### Exercise description
Some lines in the listing below may include the string "page". How many are there? Give only the number.

↓↓↓

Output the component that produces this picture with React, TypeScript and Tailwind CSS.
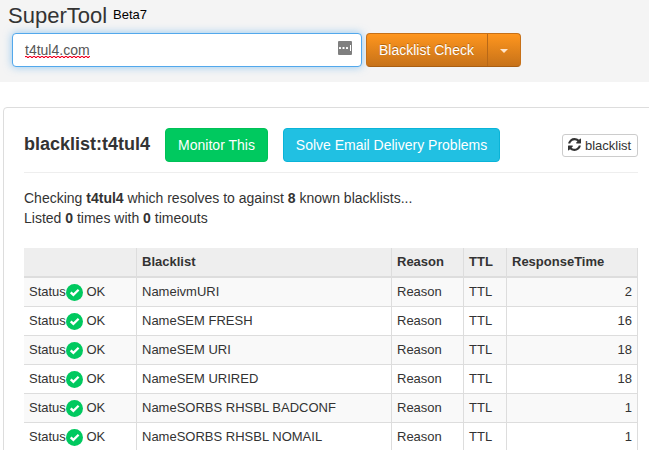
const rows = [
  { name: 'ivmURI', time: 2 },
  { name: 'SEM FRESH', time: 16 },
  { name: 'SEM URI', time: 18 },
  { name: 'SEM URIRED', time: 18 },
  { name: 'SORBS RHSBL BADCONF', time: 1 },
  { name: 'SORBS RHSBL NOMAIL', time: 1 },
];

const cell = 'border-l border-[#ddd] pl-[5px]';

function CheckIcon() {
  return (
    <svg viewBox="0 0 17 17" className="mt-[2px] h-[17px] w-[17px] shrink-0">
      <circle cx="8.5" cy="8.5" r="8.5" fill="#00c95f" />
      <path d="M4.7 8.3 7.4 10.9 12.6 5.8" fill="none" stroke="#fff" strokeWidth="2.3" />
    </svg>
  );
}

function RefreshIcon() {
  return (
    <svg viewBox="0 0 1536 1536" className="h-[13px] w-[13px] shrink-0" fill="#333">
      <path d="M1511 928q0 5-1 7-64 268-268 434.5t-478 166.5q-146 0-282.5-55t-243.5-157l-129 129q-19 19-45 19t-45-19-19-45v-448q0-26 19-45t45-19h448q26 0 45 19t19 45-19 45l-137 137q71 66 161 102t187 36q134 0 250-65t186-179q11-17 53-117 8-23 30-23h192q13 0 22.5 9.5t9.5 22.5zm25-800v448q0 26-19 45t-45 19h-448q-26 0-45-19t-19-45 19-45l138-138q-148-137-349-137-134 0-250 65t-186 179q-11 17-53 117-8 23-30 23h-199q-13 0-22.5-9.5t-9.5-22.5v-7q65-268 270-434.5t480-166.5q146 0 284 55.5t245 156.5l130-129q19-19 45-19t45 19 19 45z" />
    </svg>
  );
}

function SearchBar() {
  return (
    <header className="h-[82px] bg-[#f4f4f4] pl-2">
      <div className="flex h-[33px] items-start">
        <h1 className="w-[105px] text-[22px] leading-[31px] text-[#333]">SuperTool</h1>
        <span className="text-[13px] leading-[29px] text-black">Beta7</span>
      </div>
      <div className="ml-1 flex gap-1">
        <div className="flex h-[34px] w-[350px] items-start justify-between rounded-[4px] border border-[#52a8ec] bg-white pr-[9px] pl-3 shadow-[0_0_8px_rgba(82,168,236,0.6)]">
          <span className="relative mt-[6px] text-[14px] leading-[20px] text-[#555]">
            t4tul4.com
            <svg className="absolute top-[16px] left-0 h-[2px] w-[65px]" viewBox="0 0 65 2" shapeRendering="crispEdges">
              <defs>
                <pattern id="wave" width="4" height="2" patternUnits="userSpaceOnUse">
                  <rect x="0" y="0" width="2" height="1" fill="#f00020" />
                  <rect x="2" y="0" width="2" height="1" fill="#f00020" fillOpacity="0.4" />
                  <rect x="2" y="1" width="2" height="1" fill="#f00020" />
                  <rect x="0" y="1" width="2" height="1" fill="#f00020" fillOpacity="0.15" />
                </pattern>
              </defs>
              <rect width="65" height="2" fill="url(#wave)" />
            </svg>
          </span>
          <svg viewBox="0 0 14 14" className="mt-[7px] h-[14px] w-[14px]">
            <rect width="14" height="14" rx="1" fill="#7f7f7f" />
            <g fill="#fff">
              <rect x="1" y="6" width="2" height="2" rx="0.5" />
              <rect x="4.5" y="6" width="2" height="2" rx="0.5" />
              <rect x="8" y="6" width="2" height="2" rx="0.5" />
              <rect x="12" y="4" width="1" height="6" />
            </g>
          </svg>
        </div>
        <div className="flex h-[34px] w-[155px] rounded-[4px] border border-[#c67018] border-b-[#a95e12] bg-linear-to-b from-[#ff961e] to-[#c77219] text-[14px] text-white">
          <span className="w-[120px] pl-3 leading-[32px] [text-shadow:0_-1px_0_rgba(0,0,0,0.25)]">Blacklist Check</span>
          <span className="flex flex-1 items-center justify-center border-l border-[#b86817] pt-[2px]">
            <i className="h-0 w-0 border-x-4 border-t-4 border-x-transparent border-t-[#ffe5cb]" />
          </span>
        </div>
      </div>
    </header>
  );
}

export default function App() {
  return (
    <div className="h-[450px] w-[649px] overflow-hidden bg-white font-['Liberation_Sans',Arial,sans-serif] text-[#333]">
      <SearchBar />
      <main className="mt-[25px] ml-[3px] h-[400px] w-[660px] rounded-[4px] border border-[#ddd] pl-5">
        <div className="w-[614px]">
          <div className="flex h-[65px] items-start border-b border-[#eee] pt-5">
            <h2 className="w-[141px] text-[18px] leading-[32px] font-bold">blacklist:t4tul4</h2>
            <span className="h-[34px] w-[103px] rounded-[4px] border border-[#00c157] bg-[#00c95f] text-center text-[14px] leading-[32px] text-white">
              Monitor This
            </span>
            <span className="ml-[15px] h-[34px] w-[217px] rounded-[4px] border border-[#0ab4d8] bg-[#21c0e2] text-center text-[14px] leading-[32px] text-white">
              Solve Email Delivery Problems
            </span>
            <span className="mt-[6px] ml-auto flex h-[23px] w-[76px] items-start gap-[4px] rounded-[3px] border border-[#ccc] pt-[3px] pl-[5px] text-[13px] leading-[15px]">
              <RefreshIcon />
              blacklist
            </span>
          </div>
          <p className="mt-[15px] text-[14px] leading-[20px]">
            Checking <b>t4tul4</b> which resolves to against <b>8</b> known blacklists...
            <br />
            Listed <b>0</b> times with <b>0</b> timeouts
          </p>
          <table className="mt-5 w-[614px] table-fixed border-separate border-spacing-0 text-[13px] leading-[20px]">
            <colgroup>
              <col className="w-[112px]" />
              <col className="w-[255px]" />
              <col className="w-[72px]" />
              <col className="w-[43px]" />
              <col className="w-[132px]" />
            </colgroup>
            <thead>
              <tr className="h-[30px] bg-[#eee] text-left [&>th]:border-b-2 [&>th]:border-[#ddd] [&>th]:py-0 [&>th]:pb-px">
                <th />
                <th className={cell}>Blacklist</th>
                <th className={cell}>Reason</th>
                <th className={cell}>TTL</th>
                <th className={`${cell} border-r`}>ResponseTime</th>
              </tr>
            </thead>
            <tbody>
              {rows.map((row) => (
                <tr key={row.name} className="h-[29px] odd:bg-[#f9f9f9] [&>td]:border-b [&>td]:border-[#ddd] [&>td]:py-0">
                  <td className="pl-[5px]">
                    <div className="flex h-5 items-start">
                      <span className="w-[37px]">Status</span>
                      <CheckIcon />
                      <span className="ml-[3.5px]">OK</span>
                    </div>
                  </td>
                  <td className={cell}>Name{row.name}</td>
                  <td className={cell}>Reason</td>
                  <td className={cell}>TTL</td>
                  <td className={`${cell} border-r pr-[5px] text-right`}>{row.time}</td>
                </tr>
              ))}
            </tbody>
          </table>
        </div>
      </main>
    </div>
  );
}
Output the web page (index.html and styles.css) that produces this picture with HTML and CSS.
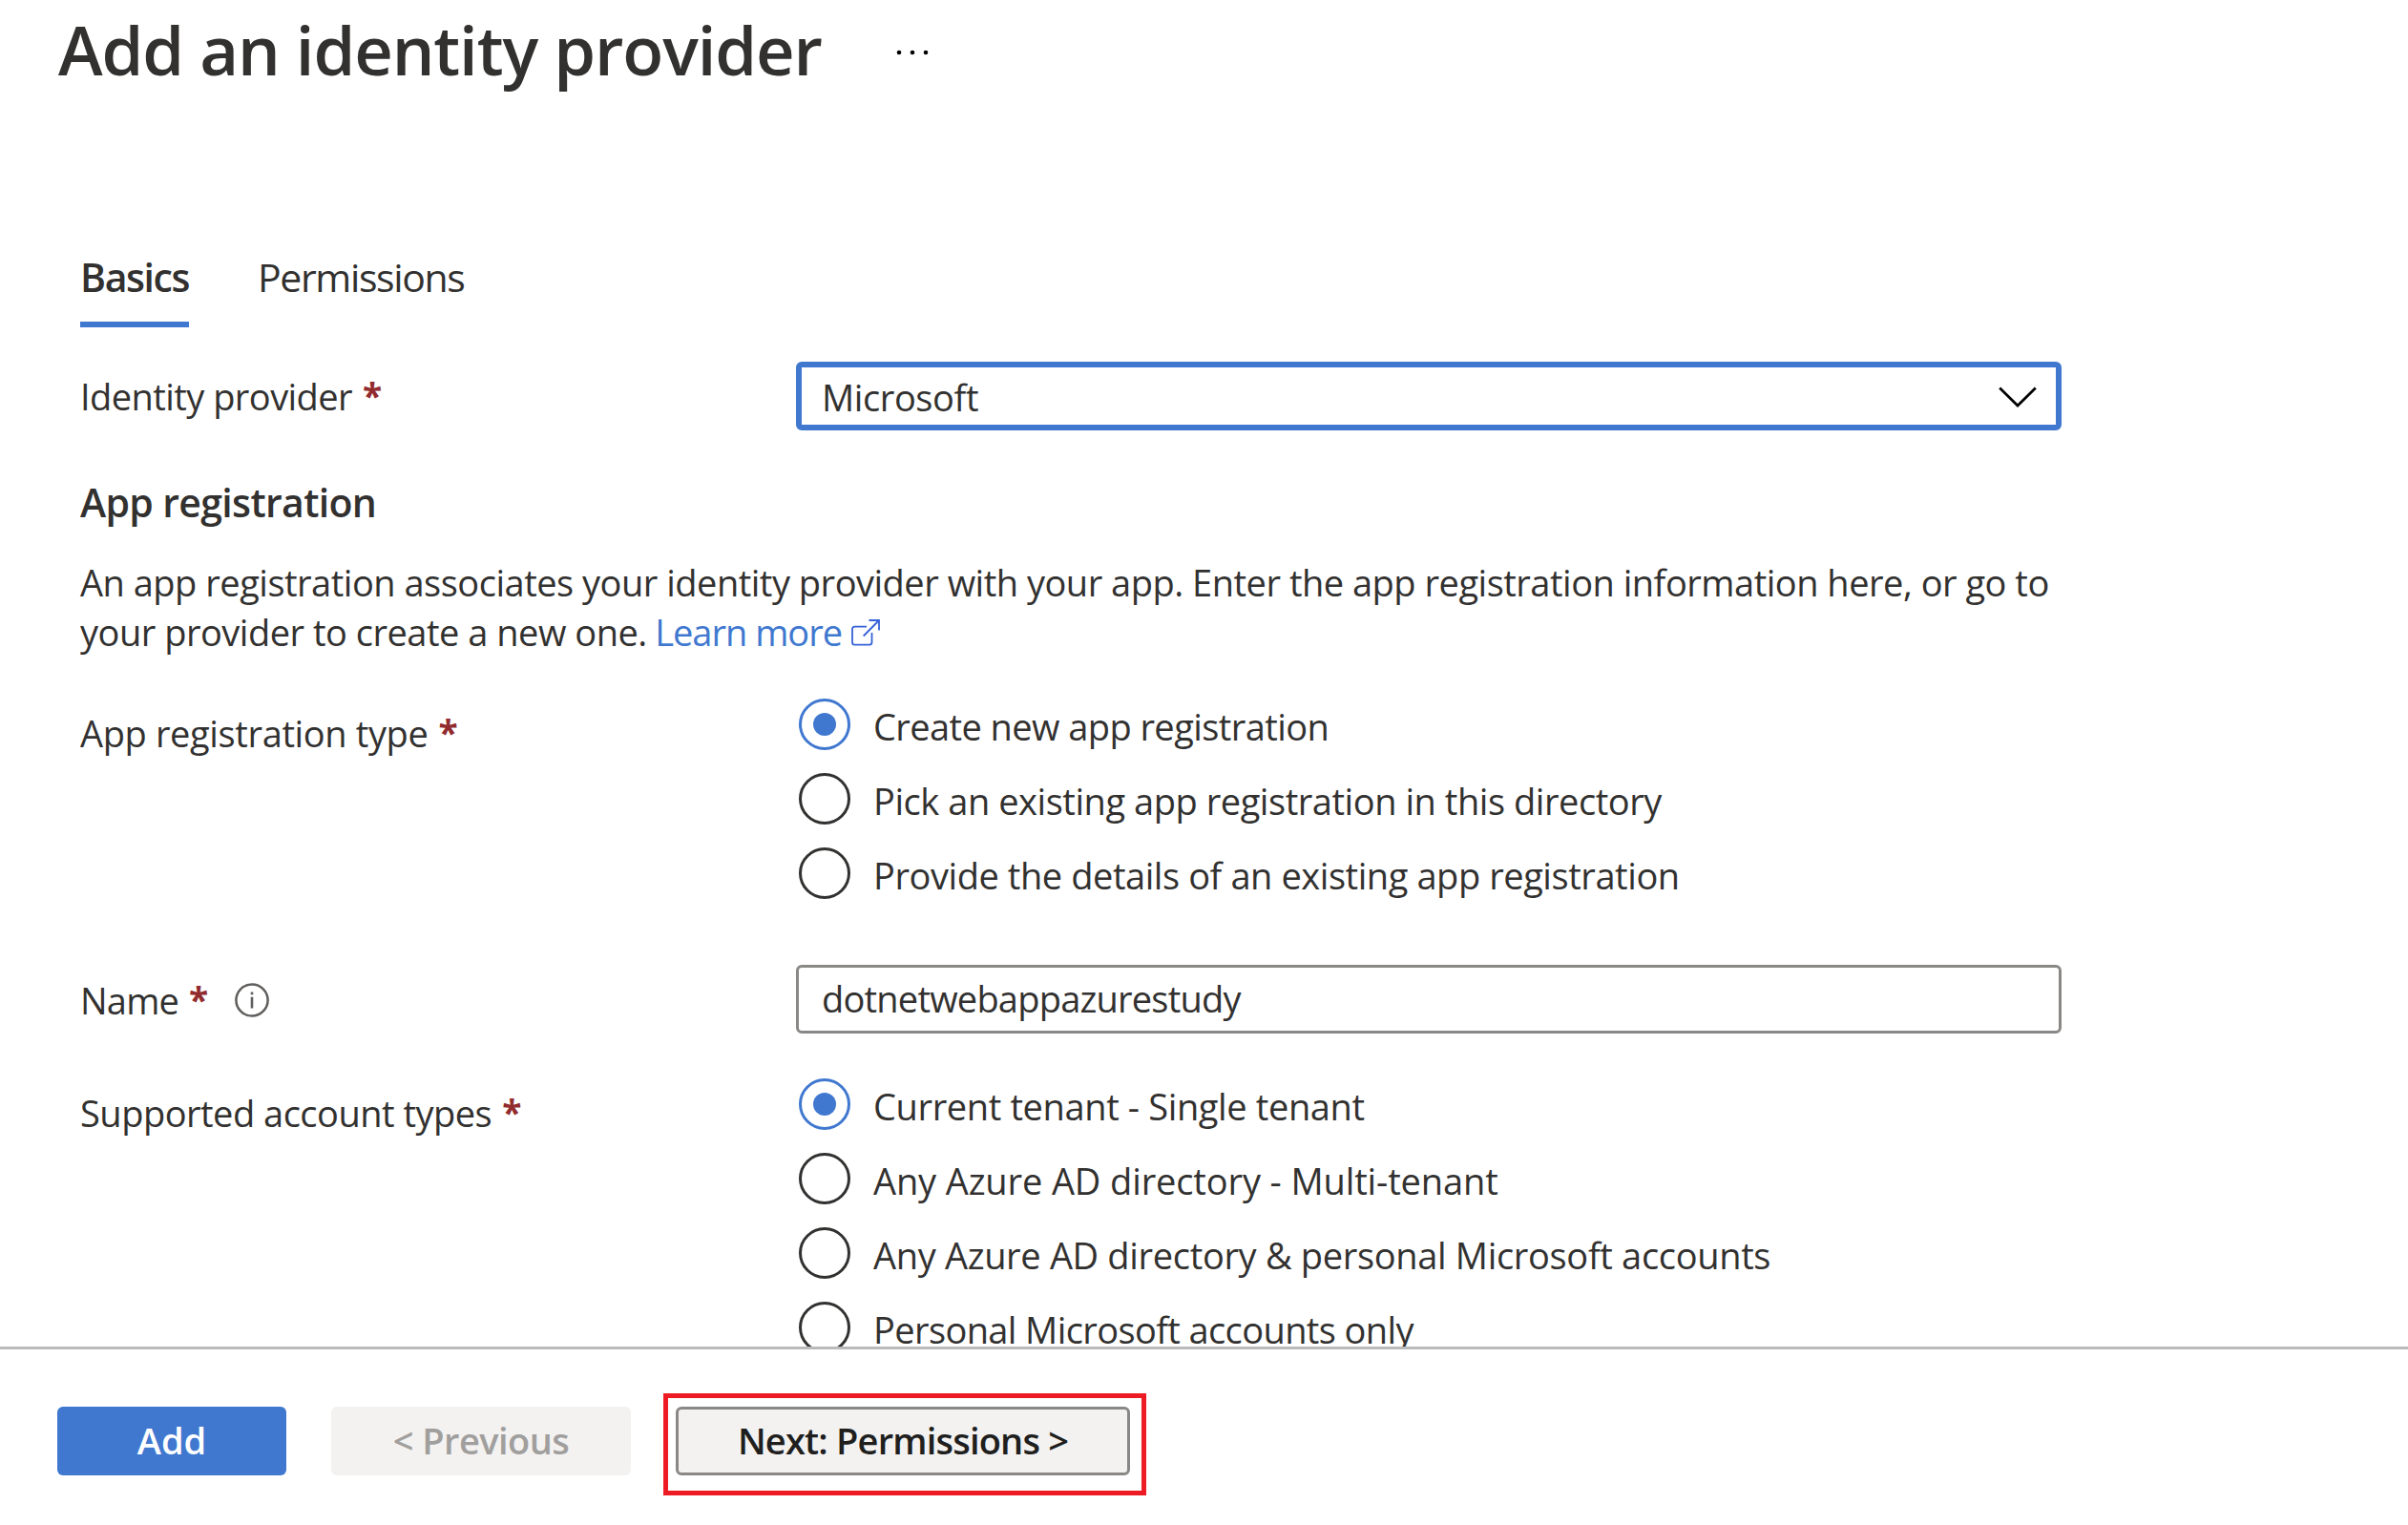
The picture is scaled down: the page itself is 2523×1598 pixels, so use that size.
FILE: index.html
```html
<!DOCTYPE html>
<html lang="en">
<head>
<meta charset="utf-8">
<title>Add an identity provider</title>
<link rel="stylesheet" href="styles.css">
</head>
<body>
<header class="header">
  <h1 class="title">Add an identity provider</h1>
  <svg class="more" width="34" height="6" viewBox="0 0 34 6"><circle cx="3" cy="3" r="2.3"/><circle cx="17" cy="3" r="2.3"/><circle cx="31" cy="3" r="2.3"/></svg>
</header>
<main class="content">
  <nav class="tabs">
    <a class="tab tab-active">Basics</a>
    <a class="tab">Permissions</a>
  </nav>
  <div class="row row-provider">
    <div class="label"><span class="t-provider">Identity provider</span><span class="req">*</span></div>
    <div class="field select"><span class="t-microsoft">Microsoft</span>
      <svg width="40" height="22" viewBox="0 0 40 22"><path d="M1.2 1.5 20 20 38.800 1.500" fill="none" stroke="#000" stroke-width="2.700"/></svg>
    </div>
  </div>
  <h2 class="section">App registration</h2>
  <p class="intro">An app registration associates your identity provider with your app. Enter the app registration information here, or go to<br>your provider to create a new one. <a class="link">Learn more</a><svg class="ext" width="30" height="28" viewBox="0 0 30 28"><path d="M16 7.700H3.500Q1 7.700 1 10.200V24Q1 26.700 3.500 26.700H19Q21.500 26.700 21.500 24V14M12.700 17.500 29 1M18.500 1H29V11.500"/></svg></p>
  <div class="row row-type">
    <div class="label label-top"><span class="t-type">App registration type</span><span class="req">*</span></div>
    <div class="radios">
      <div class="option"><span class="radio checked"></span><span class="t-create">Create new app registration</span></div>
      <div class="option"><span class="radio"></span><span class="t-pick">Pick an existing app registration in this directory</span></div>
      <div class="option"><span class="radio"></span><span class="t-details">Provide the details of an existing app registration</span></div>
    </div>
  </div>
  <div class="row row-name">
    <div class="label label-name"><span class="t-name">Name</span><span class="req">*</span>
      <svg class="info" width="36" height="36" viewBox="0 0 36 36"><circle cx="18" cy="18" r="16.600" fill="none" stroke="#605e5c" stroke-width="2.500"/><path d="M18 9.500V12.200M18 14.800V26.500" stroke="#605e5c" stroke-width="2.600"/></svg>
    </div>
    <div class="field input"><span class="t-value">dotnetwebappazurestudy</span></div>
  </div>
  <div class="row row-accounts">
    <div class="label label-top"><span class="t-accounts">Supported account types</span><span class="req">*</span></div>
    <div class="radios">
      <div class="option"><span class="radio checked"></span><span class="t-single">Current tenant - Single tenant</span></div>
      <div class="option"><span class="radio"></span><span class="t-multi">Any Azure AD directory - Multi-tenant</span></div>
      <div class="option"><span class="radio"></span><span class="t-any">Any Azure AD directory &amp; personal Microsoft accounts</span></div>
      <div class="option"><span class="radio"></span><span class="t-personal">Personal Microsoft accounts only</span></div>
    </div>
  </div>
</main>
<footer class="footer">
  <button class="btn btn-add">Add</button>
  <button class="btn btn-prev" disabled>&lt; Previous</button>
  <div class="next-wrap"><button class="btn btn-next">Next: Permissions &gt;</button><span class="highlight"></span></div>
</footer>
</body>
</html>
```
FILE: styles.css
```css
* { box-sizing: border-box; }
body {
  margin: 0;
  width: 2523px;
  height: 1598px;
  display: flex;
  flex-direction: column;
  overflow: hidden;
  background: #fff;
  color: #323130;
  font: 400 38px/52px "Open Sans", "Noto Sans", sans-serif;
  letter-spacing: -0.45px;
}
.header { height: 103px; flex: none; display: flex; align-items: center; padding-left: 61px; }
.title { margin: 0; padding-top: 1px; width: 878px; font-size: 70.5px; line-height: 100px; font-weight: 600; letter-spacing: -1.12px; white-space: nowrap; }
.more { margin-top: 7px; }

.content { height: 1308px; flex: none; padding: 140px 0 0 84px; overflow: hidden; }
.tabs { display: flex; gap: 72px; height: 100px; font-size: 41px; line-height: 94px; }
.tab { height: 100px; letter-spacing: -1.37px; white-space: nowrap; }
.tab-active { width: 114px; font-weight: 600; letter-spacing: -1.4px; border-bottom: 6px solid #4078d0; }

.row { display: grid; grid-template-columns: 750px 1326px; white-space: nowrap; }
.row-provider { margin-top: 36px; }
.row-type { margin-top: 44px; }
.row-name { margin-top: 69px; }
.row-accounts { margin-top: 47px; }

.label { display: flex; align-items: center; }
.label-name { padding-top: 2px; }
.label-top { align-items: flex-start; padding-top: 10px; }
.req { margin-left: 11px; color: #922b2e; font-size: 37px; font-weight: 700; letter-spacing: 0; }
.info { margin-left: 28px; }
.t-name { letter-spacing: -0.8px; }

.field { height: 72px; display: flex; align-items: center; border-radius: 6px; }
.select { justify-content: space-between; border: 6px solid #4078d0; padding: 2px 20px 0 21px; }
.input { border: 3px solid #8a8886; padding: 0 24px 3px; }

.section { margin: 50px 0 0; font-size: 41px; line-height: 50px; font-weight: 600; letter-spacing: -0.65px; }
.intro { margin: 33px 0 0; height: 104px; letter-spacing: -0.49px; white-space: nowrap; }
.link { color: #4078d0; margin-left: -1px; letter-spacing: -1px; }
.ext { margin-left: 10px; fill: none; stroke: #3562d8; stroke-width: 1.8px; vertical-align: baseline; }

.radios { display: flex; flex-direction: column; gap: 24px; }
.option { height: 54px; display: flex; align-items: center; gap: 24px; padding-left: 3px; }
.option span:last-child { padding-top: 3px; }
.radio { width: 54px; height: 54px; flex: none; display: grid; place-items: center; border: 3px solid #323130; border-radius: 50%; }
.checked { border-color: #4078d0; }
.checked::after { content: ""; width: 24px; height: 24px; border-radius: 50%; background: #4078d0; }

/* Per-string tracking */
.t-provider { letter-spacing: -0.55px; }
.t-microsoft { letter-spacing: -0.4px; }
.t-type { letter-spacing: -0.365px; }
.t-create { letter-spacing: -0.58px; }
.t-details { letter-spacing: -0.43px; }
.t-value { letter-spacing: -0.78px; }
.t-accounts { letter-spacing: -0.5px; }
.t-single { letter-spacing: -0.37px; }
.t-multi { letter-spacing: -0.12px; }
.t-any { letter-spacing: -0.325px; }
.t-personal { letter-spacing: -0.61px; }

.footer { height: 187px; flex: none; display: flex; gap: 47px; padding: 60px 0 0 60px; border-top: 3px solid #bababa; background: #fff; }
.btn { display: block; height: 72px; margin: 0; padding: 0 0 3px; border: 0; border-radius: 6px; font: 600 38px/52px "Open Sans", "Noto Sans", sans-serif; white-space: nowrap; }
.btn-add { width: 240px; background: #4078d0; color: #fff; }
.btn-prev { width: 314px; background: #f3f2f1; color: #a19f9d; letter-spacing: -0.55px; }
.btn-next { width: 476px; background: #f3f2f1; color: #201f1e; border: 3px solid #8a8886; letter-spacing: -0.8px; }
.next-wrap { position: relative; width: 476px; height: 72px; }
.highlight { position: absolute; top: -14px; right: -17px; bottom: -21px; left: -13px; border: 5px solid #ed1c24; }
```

↑↑↑

### Solution
2